Galfayan met en garde contre le “piège” d'être utilisée comme une femme politique alibi.

“Les femmes sont utilisées pour remplir des quotas, pour donner de faux espoirs que ça aille mieux”, dit-elle.

A une manifestation pendant la révolution de velours (Mari Nikuradze/OC Media)

Elle dit que dans l'ensemble, le système est “essentiellement hiérarchisé ; les hommes (surtout ceux hétérosexuels riches), ont des positions privilégiées dans ces hiérarchies depuis une éternité, et de ce fait les femmes ont beaucoup de mal à faire partie du “club”. Au final, même les rares femmes qui parviennent au sommet doivent toujours servir les intérêts de ce système hiérarchisé et injuste.”

“Je préfère travailler au démantèlement de ce système plutôt qu'à lui donner une figure souriante. Je préfère soutenir et renforcer des systèmes que je pense être réellement justes et libérateurs”, dit Galfayan.

Démanteler le patriarcat de tous côtés

Néanmoins, la plupart des féministes en Arménie conviennent qu'il n'y a pas de dichotomie à “être une féministe réformiste ou radicale”, et que le changement est toujours venu de l'action des deux forces ensemble. Elles rappellent le mouvement des suffragettes dans la Grande-Bretagne du 19ème siècle, dans lequel les mouvements militants de femmes travaillaient de concert avec les groupes féministes conservateurs.

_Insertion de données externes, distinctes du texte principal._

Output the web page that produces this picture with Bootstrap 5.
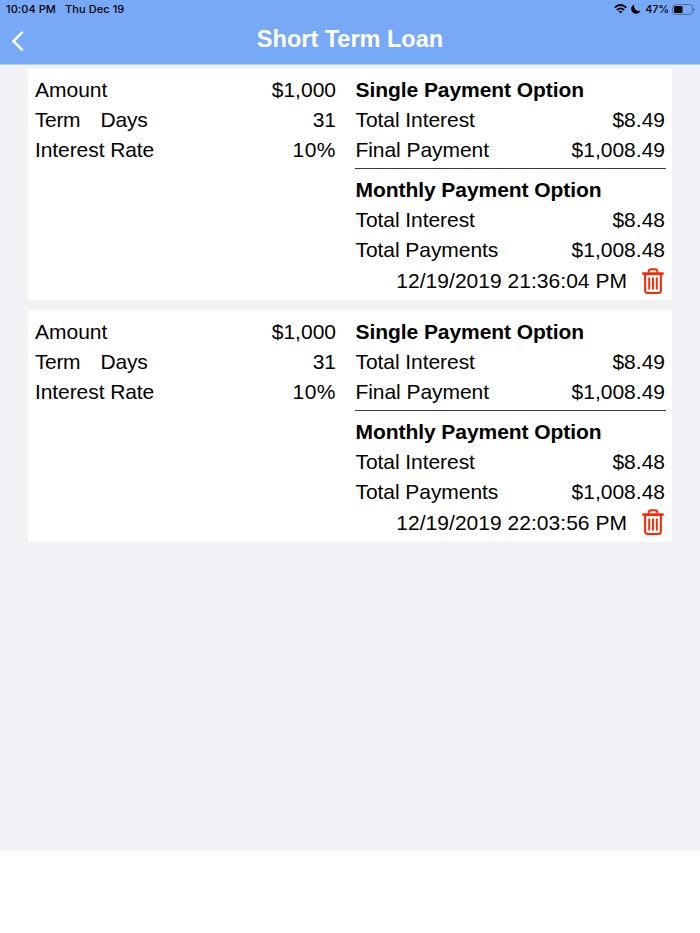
<!DOCTYPE html>
<html lang="en">
<head>
<meta charset="utf-8">
<meta name="viewport" content="width=device-width, initial-scale=1">
<title>Short Term Loan</title>
<link href="https://cdn.jsdelivr.net/npm/bootstrap@5.3.0/dist/css/bootstrap.min.css" rel="stylesheet">
<style>
body { font-family: "Liberation Sans", Arial, sans-serif; font-size: 21px; line-height: 30px; color: #000; background: #fff; }
.app-header { height: 65px; background: #78a9f7; border-bottom: 1px solid #bccbe8; }
.status-bar { height: 18px; padding: 0 5px 0 6px; font-family: Inter, "Liberation Sans", sans-serif; font-size: 11px; font-weight: 500; line-height: 18px; letter-spacing: .08px; }
.status-date { margin-left: 9px; }
.status-icons { gap: 4px; }
.percent { letter-spacing: -.2px; }
.battery { margin-left: -2px; }
.nav-row { height: 46px; padding: 1px 12px 0; }
.back-cell { width: 40px; }
.page-title { font-size: 23.5px; line-height: 41px; color: #fff; }
.loan-list { height: 785.5px; padding: 4px 28px 0; background: #f2f1f6; gap: 10px; }
.loan { height: 231.3px; padding: 6.25px 7px 0; }
.terms { width: 301px; }
.term-label { letter-spacing: -.4px; }
.rate-label { letter-spacing: -.08px; }
.rate-value { letter-spacing: .5px; }
.options { width: 310px; }
.gap-unit { margin-left: 20.4px; letter-spacing: -.2px; }
.option-title { height: 26px; line-height: 30px; overflow: hidden; margin-bottom: 4px; letter-spacing: -.06px; padding-left: .5px; }
.pay-label { padding-left: .5px; letter-spacing: -.06px; }
.rule { height: 1px; background: #3a3a3a; margin: 3px -1px 6.15px .4px; }
.stamp { height: 32px; gap: 15px; padding-right: 1px; letter-spacing: .03px; }
.trash { margin-top: -1px; }
</style>
<script src="https://cdn.jsdelivr.net/npm/bootstrap@5.3.0/dist/js/bootstrap.bundle.min.js"></script>
</head>
<body>
<svg width="0" height="0" class="d-none" aria-hidden="true">
  <symbol id="trash" viewBox="0 0 22 26">
    <g fill="none" stroke="#ff2600">
      <path d="M6.600 4.800V3.700Q6.600 1.200 9 1.200h4q2.400 0 2.400 2.500v1.100" stroke-width="1.900"/>
      <path d="M1.500 5.600h19" stroke-width="2.800" stroke-linecap="round"/>
      <path d="M3.100 6.500v15.800Q3.100 25 5.700 25h10.600q2.600 0 2.600-2.700V6.500" stroke-width="2"/>
      <path d="M7.200 9.500v12M11 9.500v12M14.800 9.500v12" stroke-width="1.900"/>
    </g>
  </symbol>
</svg>

<header class="app-header">
  <div class="status-bar d-flex justify-content-between">
    <div class="d-flex"><span>10:04 PM</span><span class="status-date">Thu Dec 19</span></div>
    <div class="status-icons d-flex align-items-center">
      <svg width="13" height="10" viewBox="0 0 13 10"><g fill="none" stroke="#000" stroke-width="1.800"><path d="M.7 3.700Q6.500-1.600 12.300 3.700"/><path d="M2.900 6Q6.500 2.700 10.100 6"/></g><path d="M4.500 7.500Q6.500 5.800 8.500 7.500L6.500 9.600z"/></svg>
      <svg width="10" height="10" viewBox="0 0 10 10"><path d="M3.200.4C1.300 1.200.2 2.900.2 5c0 2.700 2.100 4.700 4.800 4.700 2 0 3.700-1 4.500-2.900C5.800 7.600 2.400 4.900 3.200.4z"/></svg>
      <span class="percent">47%</span>
      <svg class="battery" width="24" height="11" viewBox="0 0 24 11"><rect x="1.500" y=".5" width="20" height="10" rx="3" fill="none" stroke="#526f9c"/><rect x="3" y="2" width="8.500" height="7" rx="1"/><path d="M22.500 3.700q1.300.5 1.300 1.800t-1.300 1.800z" fill="#526f9c"/></svg>
    </div>
  </div>
  <div class="nav-row d-flex justify-content-between">
    <div class="back-cell pt-1"><svg width="13" height="20" viewBox="0 0 13 20" class="d-block mt-2"><path d="M9.900 1.600L1.500 10.100l8.400 8.500" fill="none" stroke="#fff" stroke-width="2.600" stroke-linecap="round"/></svg></div>
    <h1 class="page-title fw-bold m-0">Short Term Loan</h1>
    <div class="back-cell"></div>
  </div>
</header>

<main class="loan-list d-flex flex-column">
  <section class="loan bg-white d-flex justify-content-between">
    <div class="terms">
      <div class="d-flex justify-content-between"><span>Amount</span><span>$1,000</span></div>
      <div class="d-flex"><span class="term-label">Term</span><span class="gap-unit">Days</span><span class="ms-auto">31</span></div>
      <div class="d-flex justify-content-between"><span class="rate-label">Interest Rate</span><span class="rate-value">10%</span></div>
    </div>
    <div class="options">
      <div class="option-title fw-bold">Single Payment Option</div>
      <div class="d-flex justify-content-between"><span class="pay-label">Total Interest</span><span>$8.49</span></div>
      <div class="d-flex justify-content-between"><span class="pay-label">Final Payment</span><span>$1,008.49</span></div>
      <div class="rule"></div>
      <div class="option-title fw-bold">Monthly Payment Option</div>
      <div class="d-flex justify-content-between"><span class="pay-label">Total Interest</span><span>$8.48</span></div>
      <div class="d-flex justify-content-between"><span class="pay-label">Total Payments</span><span>$1,008.48</span></div>
      <div class="stamp d-flex justify-content-end align-items-center"><span>12/19/2019 21:36:04 PM</span><svg class="trash" width="22" height="26"><use href="#trash"/></svg></div>
    </div>
  </section>
  <section class="loan bg-white d-flex justify-content-between">
    <div class="terms">
      <div class="d-flex justify-content-between"><span>Amount</span><span>$1,000</span></div>
      <div class="d-flex"><span class="term-label">Term</span><span class="gap-unit">Days</span><span class="ms-auto">31</span></div>
      <div class="d-flex justify-content-between"><span class="rate-label">Interest Rate</span><span class="rate-value">10%</span></div>
    </div>
    <div class="options">
      <div class="option-title fw-bold">Single Payment Option</div>
      <div class="d-flex justify-content-between"><span class="pay-label">Total Interest</span><span>$8.49</span></div>
      <div class="d-flex justify-content-between"><span class="pay-label">Final Payment</span><span>$1,008.49</span></div>
      <div class="rule"></div>
      <div class="option-title fw-bold">Monthly Payment Option</div>
      <div class="d-flex justify-content-between"><span class="pay-label">Total Interest</span><span>$8.48</span></div>
      <div class="d-flex justify-content-between"><span class="pay-label">Total Payments</span><span>$1,008.48</span></div>
      <div class="stamp d-flex justify-content-end align-items-center"><span>12/19/2019 22:03:56 PM</span><svg class="trash" width="22" height="26"><use href="#trash"/></svg></div>
    </div>
  </section>
</main>
</body>
</html>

Peu de femmes politiquement actives en Arménie contesteront que la révolution doit se poursuivre, et que le célèbre slogan féministe “Ce qui est personnel est politique” sonne toujours vrai. Certaines se centrent sur le ‘ce qui est personnel’ de la phrase; et travaillent dur sur elles-mêmes dans une bataille inégale avec les hommes, pendant que d'autres luttent pour transformer les relations sociales existantes.